Die Menschenrechtsorganisation Amnesty International begrüßte den Gefangenenaustausch mit Russland zwar, warnte aber vor den Folgen solcher Deals. Putin instrumentalisiere augenscheinlich Recht und Gesetz, um mit politischen Gefangenen als Faustpfand seine Interessen durchzusetzen, sagte der stellvertretende Generalsekretär von Amnesty International in Deutschland, Christian Mihr. “Daher hat der Austausch einen bitteren Beigeschmack.
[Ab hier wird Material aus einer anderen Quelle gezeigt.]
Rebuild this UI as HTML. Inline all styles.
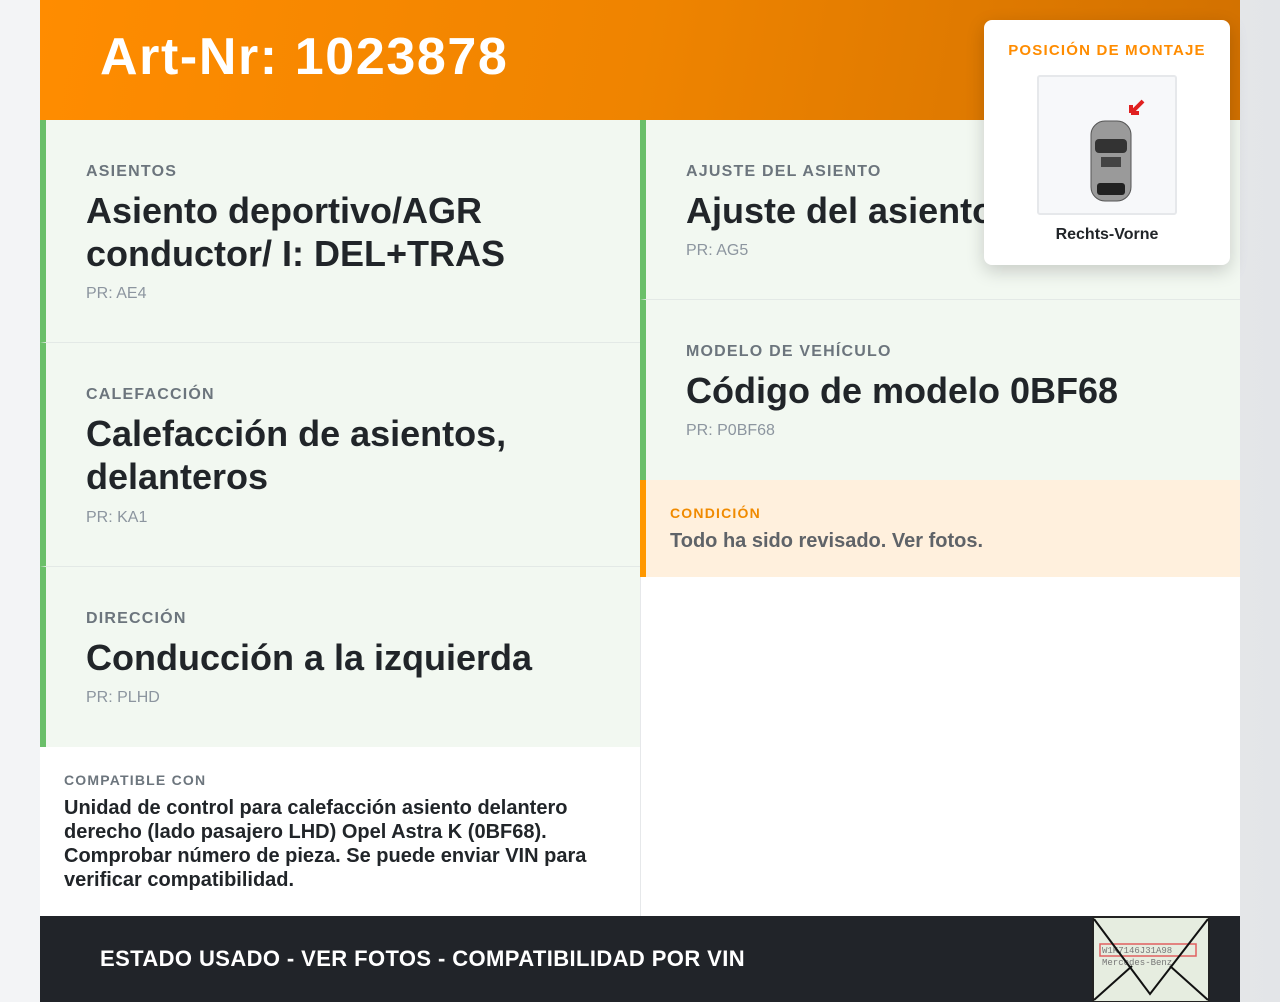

Ein Mörder und andere Verbrecher, die in einem fairen Prozess verurteilt wurden, kommen nun frei im Austausch für Menschen, die nur ihr Recht auf freie Meinungsäußerung wahrgenommen haben”, so Mihr. Der Gefangenenaustausch sei somit auch “ein Schritt in Richtung Ausweitung der Straflosigkeit”. “Die russische Regierung könnte sich so zu weiteren politischen Verhaftungen und Menschenrechtsverletzungen ermutigt fühlen, ohne Konsequenzen befürchten zu müssen”, hieß es weiter.
Drohung aus Russland
Und auch in Russland scheint nicht jeder vollends erfreut zu sein über den Deal – allerdings aus anderen Gründen. So äußerte sich der frühere russische Präsident Dmitri Medwedew erzürnt: “Ich würde mir natürlich wünschen, dass diese Verräter Russlands in einem Zuchthaus verrotten oder in einem Gefängnis sterben”, schrieb er auf Telegram zu der Freilassung von Kremlkritikern. “Aber es ist sinnvoller, unsere eigenen Leute herauszuholen, die für das Land, für das Vaterland, für uns alle gearbeitet haben.”
Der heutige Vize-Vorsitzende des russischen Nationalen Sicherheitsrats empfahl den “Verrätern”, sich neue Namen zuzulegen und sich “aktiv im Rahmen des Zeugenschutzprogramms zu tarnen”. Damit deutete er an, dass Moskau die freigelassenen Kremlkritiker im Ausland verfolgen könnte.